En tercer lugar, el sitio que ocupa la familia, con unos padres volcados que aceptan y acompañan a Charlie por el camino del crecimiento personal que emprende, nos aleja afortunadamente del fantasma del rechazo parental que durante siglos ha constituido un motivo evidente para la diáspora que ha azotado lo queer.

Y por último, cómo al contrario de otros productos televisivos, en lugar de ensalzar los comportamientos tóxicos en las relaciones, los señala e indica la puerta por la que salir cuando se detectan.

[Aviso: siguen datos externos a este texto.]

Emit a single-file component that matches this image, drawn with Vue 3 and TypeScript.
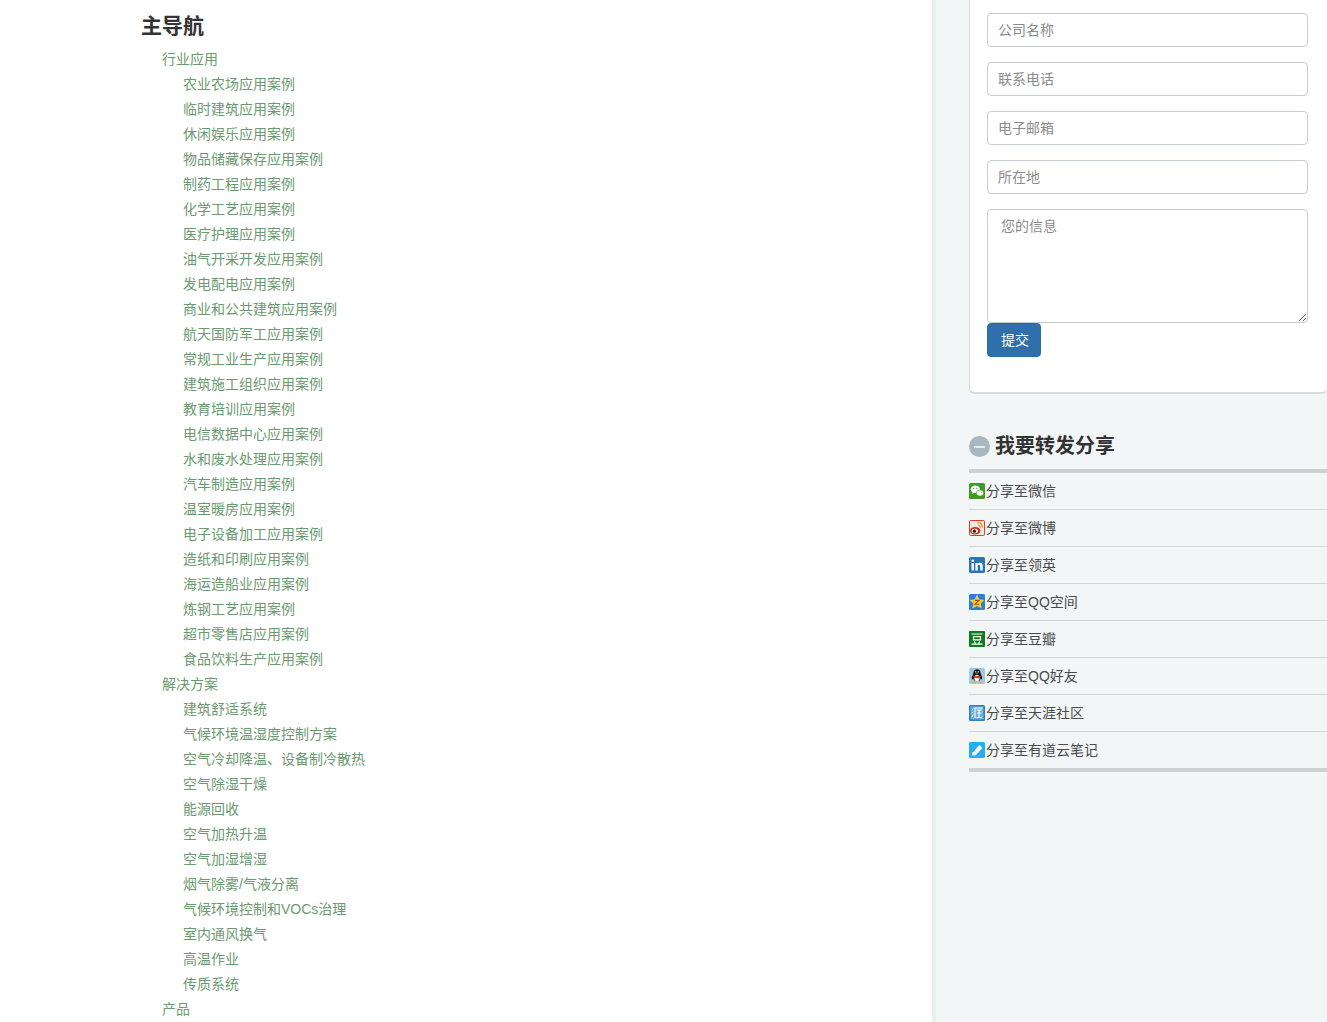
<script setup lang="ts">
const industry: string[] = ['农业农场应用案例','临时建筑应用案例','休闲娱乐应用案例','物品储藏保存应用案例','制药工程应用案例','化学工艺应用案例','医疗护理应用案例','油气开采开发应用案例','发电配电应用案例','商业和公共建筑应用案例','航天国防军工应用案例','常规工业生产应用案例','建筑施工组织应用案例','教育培训应用案例','电信数据中心应用案例','水和废水处理应用案例','汽车制造应用案例','温室暖房应用案例','电子设备加工应用案例','造纸和印刷应用案例','海运造船业应用案例','炼钢工艺应用案例','超市零售店应用案例','食品饮料生产应用案例']
const solutions: string[] = ['建筑舒适系统','气候环境温湿度控制方案','空气冷却降温、设备制冷散热','空气除湿干燥','能源回收','空气加热升温','空气加湿增湿','烟气除雾/气液分离','气候环境控制和VOCs治理','室内通风换气','高温作业','传质系统']
const groups = [
  { title: '行业应用', items: industry },
  { title: '解决方案', items: solutions },
  { title: '产品', items: [] as string[] },
]
const fields: string[] = ['公司名称','联系电话','电子邮箱','所在地']
const shares = [
  { key: 'wechat', label: '分享至微信' },
  { key: 'weibo', label: '分享至微博' },
  { key: 'linkedin', label: '分享至领英' },
  { key: 'qzone', label: '分享至QQ空间' },
  { key: 'douban', label: '分享至豆瓣' },
  { key: 'qq', label: '分享至QQ好友' },
  { key: 'tianya', label: '分享至天涯社区' },
  { key: 'youdao', label: '分享至有道云笔记' },
]
</script>

<template>
  <div class="page">
    <main class="main">
      <h2 class="nav-title">主导航</h2>
      <ul class="nav">
        <li v-for="g in groups" :key="g.title">
          <a class="link">{{ g.title }}</a>
          <ul v-if="g.items.length" class="sub">
            <li v-for="item in g.items" :key="item"><a class="link">{{ item }}</a></li>
          </ul>
        </li>
      </ul>
    </main>
    <aside class="side">
      <form class="card" @submit.prevent>
        <input v-for="f in fields" :key="f" class="field" type="text" :placeholder="f" />
        <textarea class="area" placeholder="您的信息"></textarea>
        <button class="submit" type="submit">提交</button>
      </form>
      <h3 class="share-title">
        <span class="minus"><span class="minus-bar"></span></span>
        我要转发分享
      </h3>
      <ul class="shares">
        <li v-for="s in shares" :key="s.key" class="share">
          <svg class="icon" viewBox="0 0 16 16" aria-hidden="true">
            <template v-if="s.key === 'wechat'">
              <rect width="16" height="16" rx="1.5" fill="#3f9c1f" />
              <ellipse cx="6.3" cy="6.3" rx="4.6" ry="3.8" fill="#fff" />
              <path d="M3.6 8.6 3.2 11l2.4-1.4z" fill="#fff" />
              <ellipse cx="11" cy="10" rx="3.6" ry="3" fill="#fff" stroke="#3f9c1f" stroke-width=".6" />
              <circle cx="4.8" cy="5.4" r=".6" fill="#3f9c1f" />
              <circle cx="7.8" cy="5.4" r=".6" fill="#3f9c1f" />
              <circle cx="9.8" cy="9.4" r=".45" fill="#3f9c1f" />
              <circle cx="12.2" cy="9.4" r=".45" fill="#3f9c1f" />
            </template>
            <template v-else-if="s.key === 'weibo'">
              <rect x=".5" y=".5" width="15" height="15" rx="1" fill="#f7e6dc" stroke="#dd3a2c" />
              <ellipse cx="6.2" cy="10.8" rx="5.2" ry="3.8" fill="#d8281f" />
              <ellipse cx="5.8" cy="11" rx="3.2" ry="2.3" fill="#f5f5f5" />
              <circle cx="5.4" cy="11.2" r="1.6" fill="#222" />
              <path d="M8.5 2.8c3-.5 5 1.600 4.600 4.800M8.900 5.200c1.500-.2 2.500.8 2.200 2.300" fill="none" stroke="#ee9a2d" stroke-width="1.4" />
            </template>
            <template v-else-if="s.key === 'linkedin'">
              <rect width="16" height="16" rx="1.5" fill="#2a74b8" />
              <rect x="2.5" y="6" width="2.4" height="7.5" fill="#fff" />
              <circle cx="3.7" cy="3.8" r="1.4" fill="#fff" />
              <path d="M6.4 6h2.300v1.100c.5-.8 1.300-1.300 2.400-1.300 2 0 2.600 1.300 2.600 3.200v4.500h-2.400V9.600c0-1-.3-1.600-1.200-1.600s-1.400.7-1.400 1.700v3.800H6.400z" fill="#fff" />
            </template>
            <template v-else-if="s.key === 'qzone'">
              <rect width="16" height="16" rx="1.5" fill="#2b7fd6" />
              <path d="M8 .6l2.300 4.700 5.100.6-3.700 3.500 1 5.100L8 12.100l-4.700 2.400 1-5.100L.6 5.900l5.100-.6z" fill="#f6c83a" />
              <path d="M5.800 6.400h4.400L5.800 10.200h4.400" fill="none" stroke="#a8501f" stroke-width="1.1" />
            </template>
            <template v-else-if="s.key === 'douban'">
              <rect width="16" height="16" rx="1" fill="#0f7a1e" />
              <path d="M2.500 3h11M4.500 5.600h7v3.200h-7zM5.400 10l1 3M10.600 10l-1 3M2.500 13.200h11" fill="none" stroke="#fff" stroke-width="1.2" />
            </template>
            <template v-else-if="s.key === 'qq'">
              <rect width="16" height="16" rx="1.5" fill="#9ccbea" />
              <path d="M8 1.200c2.600 0 3.700 2 3.700 4.200 0 .8.900 1.700 1.300 3.200.4 1.700.2 2.900-.3 2.900-.3 0-.7-.6-1-.9-.2 1-.7 1.600-1.100 2H5.400c-.4-.4-.9-1-1.100-2-.3.3-.7.900-1 .9-.5 0-.7-1.200-.3-2.900.4-1.500 1.300-2.400 1.300-3.200C4.300 3.200 5.400 1.200 8 1.200z" fill="#141414" />
              <ellipse cx="8" cy="10" rx="2.7" ry="3" fill="#fff" />
              <path d="M4.300 7.500c2.400 1 5 1 7.400 0l.3 1.200-1.600.7v1.700l-1.500-1.200c-1 .2-2 .1-3-.2L4 8.600z" fill="#d8321d" />
              <path d="M3.500 14.800c0-1 1.500-1.400 2.800-1.200l.2 1.200zM12.500 14.800c0-1-1.500-1.400-2.800-1.200l-.2 1.200z" fill="#eda21b" />
              <path d="M6.500 5.600h3l-1.500 1z" fill="#eda21b" />
              <circle cx="6.8" cy="3.900" r=".7" fill="#fff" />
              <circle cx="9.2" cy="3.900" r=".7" fill="#fff" />
            </template>
            <template v-else-if="s.key === 'tianya'">
              <rect width="16" height="16" rx="1.5" fill="#2f7fba" />
              <rect x="1.500" y="1.500" width="13" height="13" fill="#6fb0dc" />
              <path d="M3 4l1 1M2.800 7l1 1M3 12l1-2.500M5.500 3h8M6 3v10M7.800 5.200h5M10 5.200v7M8 8h4.500M7.500 12.600h5.500" fill="none" stroke="#fff" stroke-width="1" />
            </template>
            <template v-else>
              <rect width="16" height="16" rx="1.5" fill="#25aef0" />
              <path d="M3 11.500 9.500 4c.6-.6 1.400-.6 2 0l1 1c.6.600.6 1.300 0 1.900L7 13H3.500z" fill="#fff" />
              <path d="M3 13.500h4L3 10z" fill="#cfeefc" />
            </template>
          </svg>
          <span class="label">{{ s.label }}</span>
        </li>
      </ul>
    </aside>
  </div>
</template>

<style scoped>
.page {
  display: flex;
  height: 1022px;
  overflow: hidden;
  font-family: "Liberation Sans", "Noto Sans CJK SC", sans-serif;
  font-size: 14px;
  color: #444;
  background: #fff;
}
.main {
  width: 932px;
  flex: none;
  box-sizing: border-box;
  padding: 14px 0 0 141px;
  overflow: hidden;
}
.nav-title {
  margin: 0 0 9px;
  font-size: 21px;
  line-height: 24px;
  font-weight: 700;
  color: #333;
}
.nav, .sub, .shares {
  list-style: none;
  margin: 0;
  padding: 0;
}
.nav { padding-left: 21px; }
.sub { padding-left: 21px; }
.nav li { line-height: 25px; }
.link { color: #6b9a70; }
.side {
  flex: 1;
  min-width: 0;
  box-sizing: border-box;
  background: #f2f6f7;
  border-left: 4px solid #e9eeee;
  padding-left: 33px;
}
.card {
  box-sizing: border-box;
  height: 394px;
  display: flex;
  flex-direction: column;
  align-items: flex-start;
  padding: 13px 19px 0 17px;
  background: #fff;
  border: 1px solid #d5dbdc;
  border-top: 0;
  border-right: 0;
  border-bottom-width: 2px;
  border-radius: 0 0 5px 5px;
}
.field, .area {
  box-sizing: border-box;
  width: 321px;
  border: 1px solid #c3cdd2;
  border-radius: 4px;
  background: #fff;
  color: #555;
  font: inherit;
  outline: none;
}
.field {
  height: 34px;
  margin-bottom: 15px;
  padding: 0 10px;
}
.area {
  height: 114px;
  padding: 6px 13px;
  display: block;
  resize: vertical;
  line-height: 20px;
}
.field::placeholder, .area::placeholder { color: #8b8b8b; opacity: 1; }
.submit {
  width: 54px;
  height: 34px;
  padding: 0 0 2px 2px;
  border: 1px solid #2e6da4;
  border-radius: 4px;
  background: #2f6fab;
  color: #fff;
  font: inherit;
}
.share-title {
  display: flex;
  align-items: center;
  gap: 5px;
  margin: 0;
  height: 75px;
  box-sizing: border-box;
  padding-top: 40px;
  padding-bottom: 10px;
  font-size: 20px;
  line-height: 25px;
  font-weight: 700;
  color: #333;
}
.minus {
  width: 21px;
  height: 21px;
  border-radius: 50%;
  background: #a8b7c0;
  display: flex;
  align-items: center;
  justify-content: center;
  flex: none;
}
.minus-bar {
  width: 11px;
  height: 2px;
  background: #e6ebee;
}
.shares {
  border-top: 4px solid #ccd1d2;
  border-bottom: 4px solid #ccd1d2;
}
.share {
  box-sizing: border-box;
  height: 37px;
  display: flex;
  align-items: center;
  border-bottom: 1px solid #d0d5d7;
  color: #4a4a4a;
}
.share:last-child {
  height: 36px;
  border-bottom: 0;
}
.icon {
  width: 16px;
  height: 16px;
  flex: none;
  margin-right: 1px;
}
.label { margin-top: -2px; }
</style>

<style>
html, body { margin: 0; overflow: hidden; }
</style>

De hecho, estos cuatro ámbitos deben ser los puntos principales de acción en las políticas públicas dirigidas a escolares para garantizar su seguridad en esta etapa, pero sin embargo la realidad es que estamos muy lejos de consolidar ningún tipo de iniciativa en este sentido, algo preocupante pues Heartstopper no nos debe hacer perder la perspectiva de que cada año aumenta la violencia política y física contra el colectivo, hasta el punto que la segunda ya dobla los datos de 2021 cuando todavía rondamos el ecuador del presente. Y que efectivamente no todos los Charlie forman parte de la clase media, ni son chicos, sino que mayoritariamente siguen siendo pobres, migrantes, de extrarradio y sobre todo siguen siendo mujeres.

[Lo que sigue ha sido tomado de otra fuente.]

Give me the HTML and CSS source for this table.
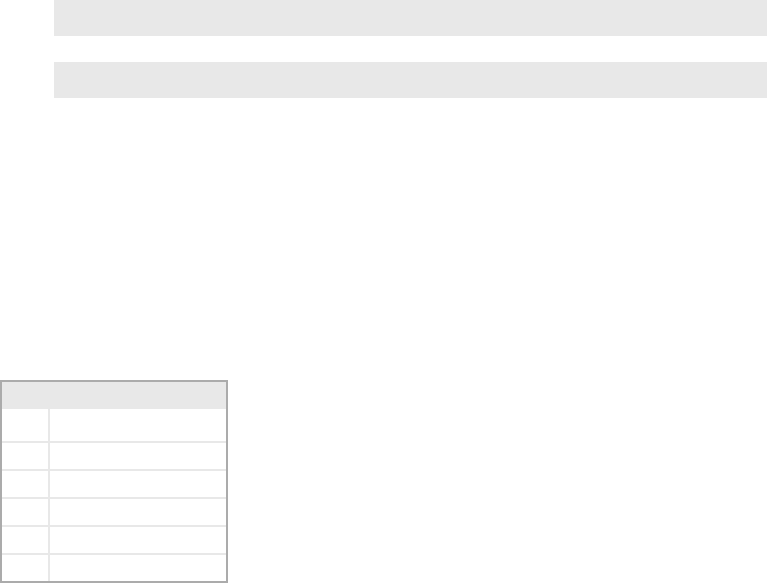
FILE: index.html
```html
<!DOCTYPE html>
<html lang="en">
<head>
  <meta charset="UTF-8" />
  <meta name="viewport" content="width=device-width, initial-scale=1" />
  <title>Loading</title>
  <link rel="stylesheet" href="styles.css">
</head>
<body>

  <!-- Placeholder bars -->
  <section class="bars" aria-hidden="true">
    <div class="bar"></div>
    <div class="bar"></div>
  </section>

  <!-- Placeholder table -->
  <section class="sheet" aria-hidden="true">
    <div class="sheet-head"></div>
    <div class="sheet-body">
      <div class="sheet-row tall"><span></span><span></span></div>
      <div class="sheet-row"><span></span><span></span></div>
      <div class="sheet-row"><span></span><span></span></div>
      <div class="sheet-row"><span></span><span></span></div>
      <div class="sheet-row"><span></span><span></span></div>
      <div class="sheet-row"><span></span><span></span></div>
    </div>
  </section>

</body>
</html>
```

FILE: styles.css
```css
/* Base */
body {
  margin: 0;
  font-family: 'Liberation Sans', Arial, sans-serif;
  background: #fff;
}

/* Top bars */
.bars {
  display: flex;
  flex-direction: column;
  gap: 26px;
  padding-left: 54px;
}

.bar {
  height: 36px;
  background-color: #e8e8e8;
}

/* Table skeleton */
.sheet {
  margin-top: 282px;
  width: 228px;
  height: 203px;
  box-sizing: border-box;
  border: 2px solid #ababab;
  display: flex;
  flex-direction: column;
}

.sheet-head {
  height: 27px;
  background-color: #e8e8e8;
}

.sheet-body {
  flex: 1;
  display: flex;
  flex-direction: column;
  gap: 2px;
  background-color: #e8e8e8;
}

.sheet-row {
  height: 26px;
  display: grid;
  grid-template-columns: 46px 1fr;
  gap: 2px;
}

.sheet-row.tall {
  height: 32px;
}

.sheet-row span {
  background-color: #fff;
}
```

El colectivo LGTBI ha sufrido tanto en sus ámbitos laborales y escolares, en su gestión de las relaciones y en su desempeño familiar que tal vez por esto nos cuesta aceptar que somos merecedores de historias que acaban bien. Una de los comentarios que más se repetían en el transcurso en el que estuve viendo la serie entre gente conocida es que esperaban que de un momento a otro algo pudiera torcerse en la vida del protagonista. Que la lgtbifobia se hiciera mucho más patente, que el repudio se manifestara. Y es que mi generación se crió con Brockeback Mountain. La anterior lo hizo con Philadelphia. Y las de antes, directamente sufrían los golpes desde las propias instituciones. Por eso estamos demasiado acostumbrados a asumir que la felicidad no nos corresponde y, esa piedra que venimos arrastrando tanto tiempo, va siendo hora de dejarla a un lado.